In The Black Dog, Gerald Loughlin is eventually unable to cross the class barrier between himself and Orianda. He says ‘life is enhanced not by amassing conventions, but by destroying them’, but he cannot be the ‘barbarian’ that Orianda says, in the book, that she wants, and in the film, that she needs. Another minor detail change here signals something of the differing contexts of the tellings. The film strongly implies that Orianda seduces Gerald. She presses his hand to her bosom, and does something to him, off camera. We see his his wide-eyed reaction, and hear their breathing, before they sink out of shot. The book ends this scene differently, with Orianda turning ‘away for a moment or two’ before taking his arm and walking on. In both she has said, just before: ‘short of marrying me I could make you do nothing.’ Coppard is not being coy here. He is being explicit, for she has already said ‘you could do anything with me’, repeating the ‘anything’. This is an offer that he cannot accept, and to imply, as the film does, that he can, lances the boil of the scene, and the story, in addition to proving her second statement instantly wrong!
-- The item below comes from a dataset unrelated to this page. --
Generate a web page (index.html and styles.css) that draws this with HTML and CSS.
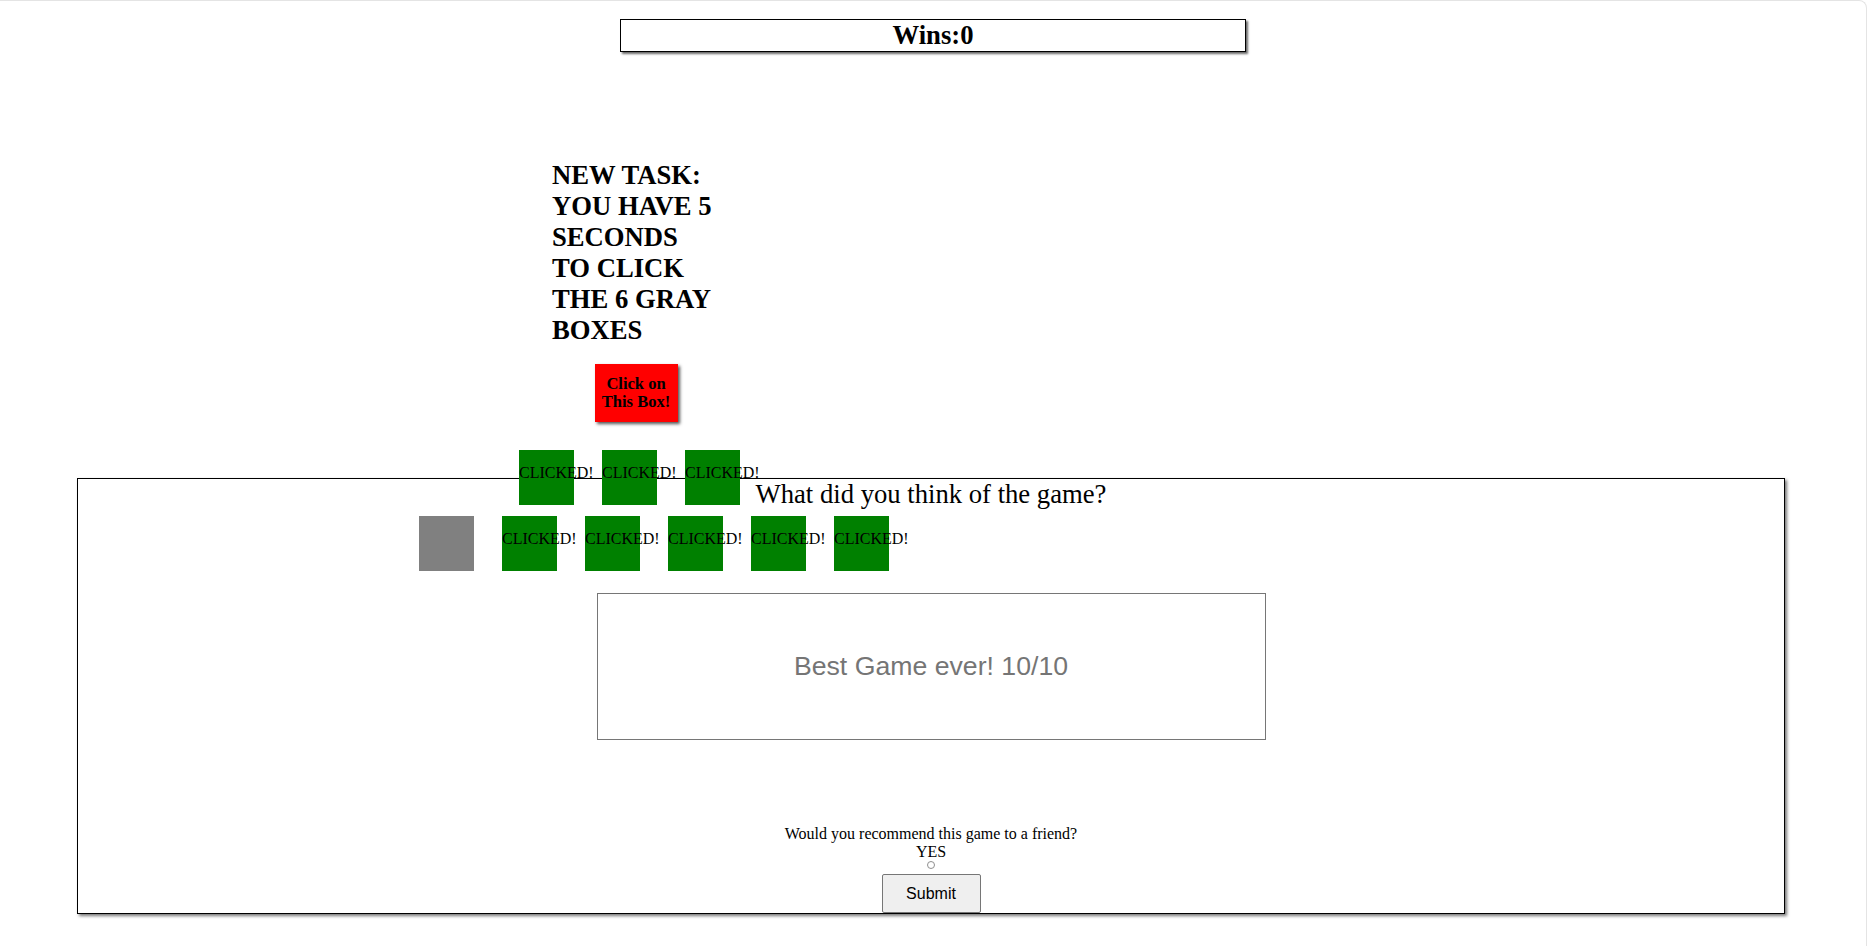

My guess is here that the film-maker didn’t let a good story spoil an audience expectation, and from what I remember of the nineteen seventies, we were egging our TV producers on to show us as much sex as they explicitly could. Coppard’s more thoughtful and poignant revelation of his characters was perhaps sacrificed, rather than overlooked. We like to believe that writers of Coppard’s era were repressed, or suppressing sexuality in their stories, but perhaps they were more interested in the motives, the passions, of their characters, than in their mechanical arrangements.

If you can play Region 1 dvd’s, the set, in which 4 Coppard and 4 H.E.Bates stories are adapted, is well worth the watching. Coppard’s stories are readily available second hand, especially the first half dozen collections (which are usually considered to contain his best work).